Chronologie commentée de 1966 (repères narratifs)

Janvier–février : clarification des agendas, retour à Abbey Road. La nécessité d’explorer de nouvelles pistes se traduit par l’arrivée de Geoff Emerick aux manettes techniques.

Mars–avril : premières séances marquantes, essais de ADT, de boucles et de vitesses variables. Les squelettes de morceaux prennent forme.

Mai–juin : finishing, mise au point de « Paperback Writer » et « Rain », tournages de films promotionnels. L’atelier sort au grand jour par le biais du single.

Fin juin–début juillet : concerts en Allemagne puis au Budokan à Tokyo. Organisation quasi militaire ; la musique passe, mais la fissure s’élargit.

Début juillet : épisode de Manille, crispation politique, départ houleux. La tournée cesse d’avoir un sens musical.

Août : scandale américain lié à la phrase « plus populaires que Jésus », excuses publiques à Chicago dans une atmosphère électrique. Tournée américaine sous tension.

29 août : Candlestick Park, San Francisco : dernier concert commercial. Décision tacite : fin des tournées.

Automne : dispersions bénéfiques : Lennon au cinéma (« How I Won the War », Almería), Harrison en Inde auprès de Ravi Shankar, McCartney dans l’underground londonien, Starr ancré dans le quotidien. Le groupe, sans se voir chaque jour, avance dans la même direction : celle d’un studio devenu royaume.
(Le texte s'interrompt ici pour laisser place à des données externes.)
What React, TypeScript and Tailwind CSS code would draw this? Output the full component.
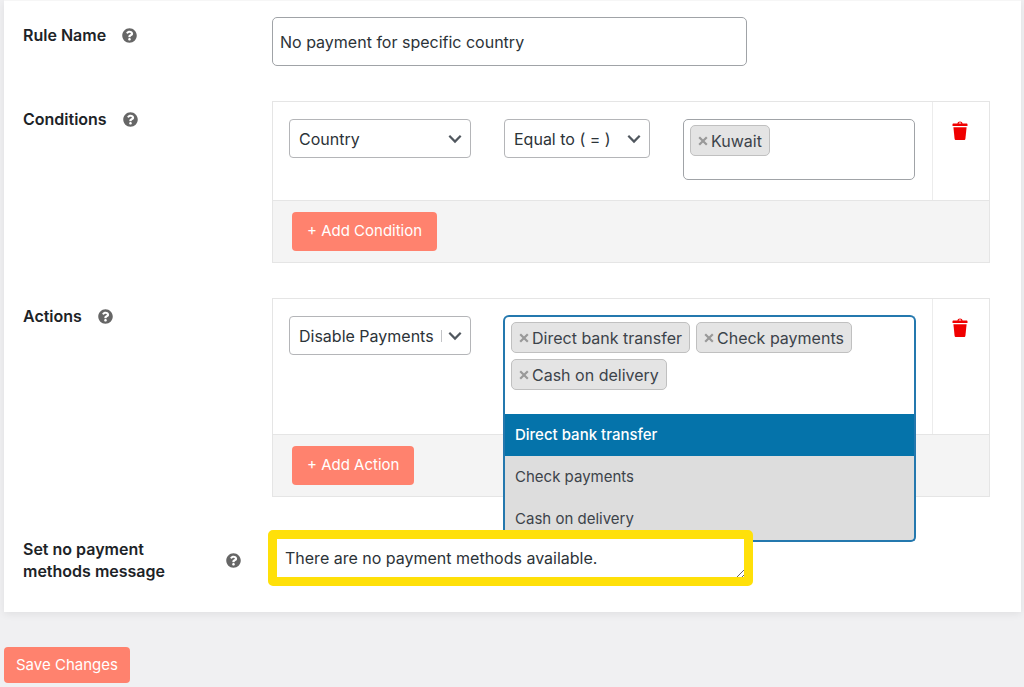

Épilogue : 1966 vu depuis demain

On peut imaginer 1966 comme une cale sèche. On y répare la coque, on renforce les nervures, on ajoute des instruments de navigation. Le navire sortira au printemps suivant, chamarré, prêt à tenter des manœuvres encore plus ambitieuses. Entre‑temps, l’industrie a compris la leçon : la création n’est pas une simple variable de promotion, c’est un cœur battant.

De toutes les années Beatles, celle‑ci reste une pierre d’angle. Elle ne possède pas la flamboyance spectaculaire d’un concept total, ni la dramaturgie d’une séparation. Elle propose mieux : la preuve qu’un groupe au sommet peut encore se réinventer. Et que la pop, art de la forme brève, peut porter en elle des transformations qui excèdent sa durée. C’est cette contradiction féconde – puissance populaire et exigence formelle – qui fait de 1966 un mythe durable.